As the title of Sarah Goodyear’s piece on the subject states, “You Don’t Have to Be Superhuman to ride to Commute by Bicycle.”  You also don’t have to be rich.

  1. Nick permalink
    January 30, 2013 8:12 am

    Nitpicking the cost of this guy’s gear as off-putting to would-be bike commuters is ridiculous in comparison to the off-putting fact that he chooses to ride 40 miles to work. Even if you dressed him in casual clothes and a Linus bike, this guy will never be your model citizen cyclist with a commute like that.

  2. Joe C permalink
    January 30, 2013 12:58 pm

    This article wasn’t really about the phenomenon of extreme bike commuters; it was about status driven consumption. That you were able to list the merch and easily price the items is pretty telling. And it wasn’t even in the style section! Awful.

    And I agree that such features are counterproductive because they promote the stereotype advanced by cycling adversaries that cycling is now largely the elite hobby of high fliers, thus stoking class resentments; and because in creating new consumer norms many would be cyclists will come to believe that that they can’t afford the now necessary accoutrements, and thus won’t take up cycling.

    It can’t be repeated often enough but if cycling in American cities is ever going to approach the mode share of northern European cities it will have to be promoted as an ordinary, safe, non-niche, non-countercultural, anti-elite form of transportation accessible to the masses.

  3. Brick permalink
    January 30, 2013 3:05 pm

    Agreed, the main points in this article seemed to be long distance, and winter cycling, not a gear focus.

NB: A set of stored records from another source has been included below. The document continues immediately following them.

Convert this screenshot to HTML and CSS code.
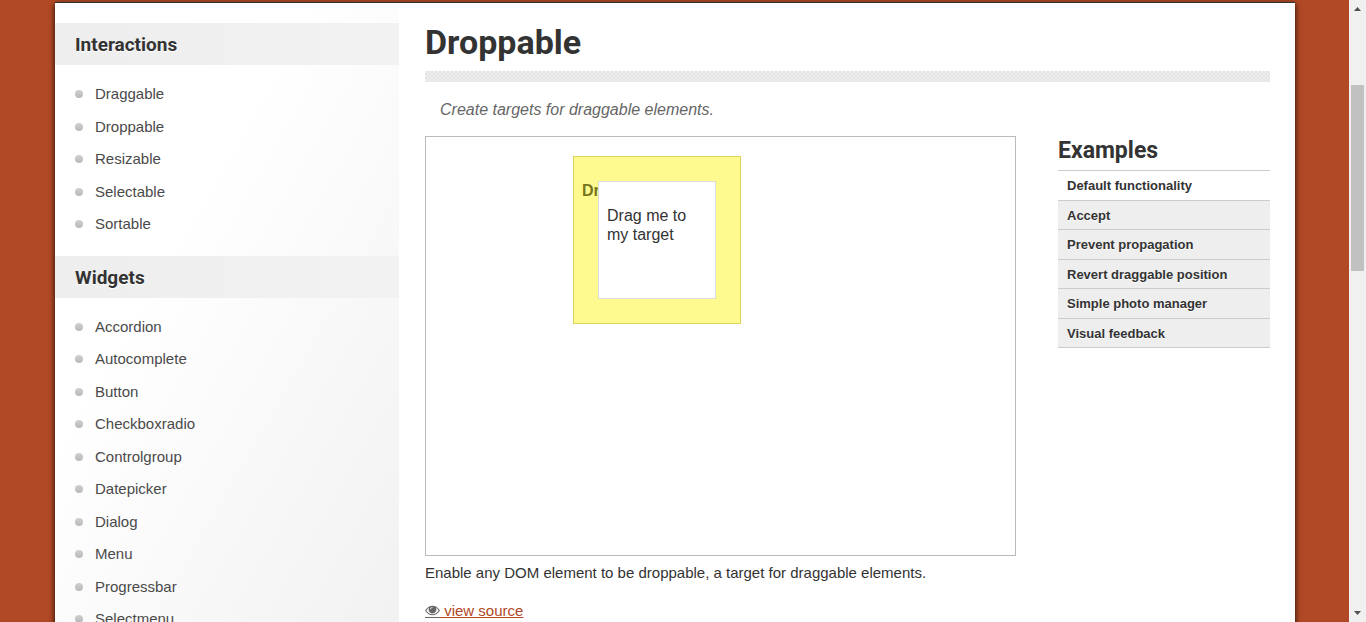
FILE: index.html
```html
<!DOCTYPE html>
<html lang="en">
<head>
<meta charset="utf-8">
<title>Droppable | jQuery UI</title>
<link rel="stylesheet" href="styles.css">
</head>
<body>
<div class="viewport">
  <div class="container">
    <aside class="sidebar">
      <h3 class="side-title">Interactions</h3>
      <ul class="side-list">
        <li><a href="#">Draggable</a></li>
        <li><a href="#">Droppable</a></li>
        <li><a href="#">Resizable</a></li>
        <li><a href="#">Selectable</a></li>
        <li><a href="#">Sortable</a></li>
      </ul>
      <h3 class="side-title">Widgets</h3>
      <ul class="side-list">
        <li><a href="#">Accordion</a></li>
        <li><a href="#">Autocomplete</a></li>
        <li><a href="#">Button</a></li>
        <li><a href="#">Checkboxradio</a></li>
        <li><a href="#">Controlgroup</a></li>
        <li><a href="#">Datepicker</a></li>
        <li><a href="#">Dialog</a></li>
        <li><a href="#">Menu</a></li>
        <li><a href="#">Progressbar</a></li>
        <li><a href="#">Selectmenu</a></li>
      </ul>
    </aside>
    <main class="content">
      <h1 class="title">Droppable</h1>
      <div class="divider"></div>
      <p class="intro">Create targets for draggable elements.</p>
      <div class="columns">
        <section class="demo">
          <div class="frame">
            <div class="droppable">
              <p>Dropped!</p>
              <div class="draggable"><p>Drag me to my target</p></div>
            </div>
          </div>
          <p class="description">Enable any DOM element to be droppable, a target for draggable elements.</p>
          <a class="source" href="#"><svg class="eye" viewBox="0 0 15 14" aria-hidden="true"><path fill-rule="evenodd" d="M0 5.500C2 2.300 4.500.7 7.500.7S13 2.300 15 5.500C13 8.700 10.500 10.300 7.500 10.300S2 8.700 0 5.500ZM1.300 5.500C2.800 7.900 5 9.200 7.500 9.200S12.200 7.900 13.700 5.500C12.900 4.100 11.900 3.100 10.700 2.500A3.800 3.800 0 1 1 4.300 2.500C3.100 3.100 2.100 4.100 1.300 5.500ZM7.500 2C6.200 2 5.200 3 5.200 4.300H6C6 3.400 6.600 2.800 7.500 2.800Z"/><path d="M0 12H15V13H0Z"/></svg> view source</a>
        </section>
        <aside class="examples">
          <h2>Examples</h2>
          <ul>
            <li class="active"><a href="#">Default functionality</a></li>
            <li><a href="#">Accept</a></li>
            <li><a href="#">Prevent propagation</a></li>
            <li><a href="#">Revert draggable position</a></li>
            <li><a href="#">Simple photo manager</a></li>
            <li><a href="#">Visual feedback</a></li>
          </ul>
        </aside>
      </div>
    </main>
  </div>
</div>
<div class="scrollbar" aria-hidden="true">
  <svg class="arrow" viewBox="0 0 7 4"><path d="M3.500 0L7 4H0Z"/></svg>
  <div class="track"><div class="thumb"></div></div>
  <svg class="arrow" viewBox="0 0 7 4"><path d="M0 0H7L3.500 4Z"/></svg>
</div>
</body>
</html>
```

FILE: styles.css
```css
* {
  box-sizing: border-box;
}

body {
  display: flex;
  height: 100vh;
  margin: 0;
  overflow: hidden;
  background: #b24926;
  color: #333;
  font: 15px/1.5 "Liberation Sans", Arial, sans-serif;
}

h1, h2, h3, p, ul {
  margin: 0;
}

ul {
  padding: 0;
  list-style: none;
}

a {
  color: inherit;
  text-decoration: none;
}

.viewport {
  flex: 1;
  min-width: 0;
  padding: 2px 54px 0 55px;
}

.container {
  display: flex;
  min-height: 100%;
  border-top: 1px solid #333;
  background: #fff;
  box-shadow: 0 2px 6px rgba(0, 0, 0, 0.9);
}

.sidebar {
  flex: 0 0 344px;
  padding-top: 20px;
  background: linear-gradient(120deg, #fff 35%, #f1f1f1);
}

.side-title {
  padding: 7px 20px 5px;
  background: linear-gradient(90deg, #eee, #f2f2f2);
  font: bold 19px/30px Roboto, sans-serif;
  text-shadow: 0 1px 0 #fff;
}

.side-list {
  padding: 13px 20px 15px;
}

.side-list li {
  display: flex;
  align-items: center;
  gap: 12px;
  padding: 5px 0;
  color: #4a4a4a;
}

.side-list li::before {
  content: "";
  width: 8px;
  height: 8px;
  border-radius: 50%;
  background: linear-gradient(#d0d0d0, #b8b8b8);
}

.content {
  flex: 1;
  min-width: 0;
  padding: 20px 25px 0 26px;
}

.title {
  font: bold 34px/38px Roboto, sans-serif;
}

.divider {
  height: 11px;
  margin-top: 10px;
  background: repeating-conic-gradient(#e2e2e2 0 25%, #f0f0f0 0 50%) 0 0 / 4px 4px;
}

.intro {
  padding: 16px 15px 14px;
  color: #666;
  font-size: 16px;
  font-style: italic;
}

.columns {
  display: grid;
  grid-template-columns: minmax(0, 1fr) 212px;
  gap: 42px;
}

.frame {
  height: 420px;
  padding: 19px 147px;
  border: 1px solid #bbb;
}

.droppable,
.draggable {
  padding: 24px 8px;
  font-size: 16px;
  line-height: 19px;
}

.droppable {
  position: relative;
  width: 168px;
  height: 168px;
  border: 1px solid #dad55e;
  background: #fffa90;
  color: #777620;
  font-weight: bold;
}

.draggable {
  position: absolute;
  top: 24px;
  left: 24px;
  width: 118px;
  height: 118px;
  border: 1px solid #ddd;
  background: #fff;
  color: #333;
  font-weight: normal;
}

.description {
  padding: 6px 0 15px;
}

.source {
  color: #b24926;
  text-decoration: underline;
}

.eye {
  width: 15px;
  height: 14px;
  fill: #666;
  vertical-align: -3px;
}

.examples h2 {
  padding: 1px 0 5px;
  font: bold 23px/28px Roboto, sans-serif;
}

.examples ul {
  border-top: 1px solid #ccc;
}

.examples li {
  padding: 5px 9px 4px;
  border-bottom: 1px solid #ccc;
  background: #eee;
  font-size: 13px;
  font-weight: bold;
  text-shadow: 0 1px 0 #fff;
}

.examples .active {
  background: #fff;
}

.scrollbar {
  display: flex;
  flex: 0 0 17px;
  flex-direction: column;
  align-items: center;
  padding: 7px 0;
  background: #f0f0f0;
}

.arrow {
  width: 7px;
  height: 4px;
  fill: #505050;
}

.track {
  flex: 1;
  width: 13px;
  padding-top: 74px;
}

.thumb {
  height: 186px;
  background: #c1c1c1;
}
```
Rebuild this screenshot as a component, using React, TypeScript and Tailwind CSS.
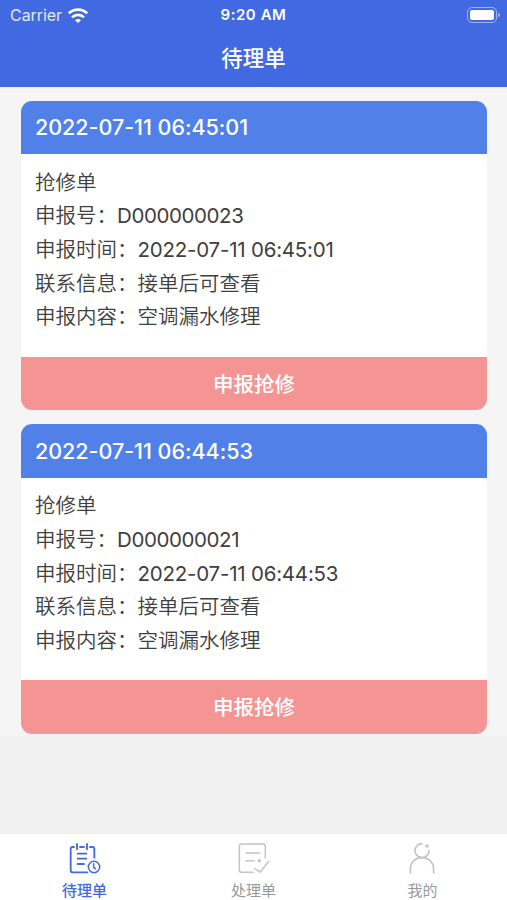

    The gear is necessary really only for long rides in the winter, and also doesn’t have to be purchased at retail. There’s a treasure trove of discount sites that sell brand new gear for over half off.

    I’d say that I’ve got 90% of what this guy has for half the price – granted, it was accumulated over a few winters. And some of it even falls into multi-use (wool base layer, gloves, socks…)

  4. January 30, 2013 3:09 pm

    Like I said – I don’t fault the guy for buying what he wants and can afford to make his commute more enjoyable. It’s the Times’ focus on stories like this, however, that leave a general impression that one needs to gear up in order to ride. And even at half price, you’re still talking over $500 and a lot of effort.

  5. Joe C permalink
    January 30, 2013 4:49 pm

    Well, the way the Times has changed in the past 25 years with ad copy merging with content in the lifestyle sections makes me wonder if the soft news, that largely tracks/promotes upscale consumer trends, isn’t now bleeding into the hard news sections. It was a little weird to the see the detailed litany of gear–and in what, the second, third paragraph?– knowing as they know that most people only read the opening paragraphs before moving onto another feature.

    And you have to wonder if Hamill read that article before launching his screed against pampered, richie rich yuppie cyclists.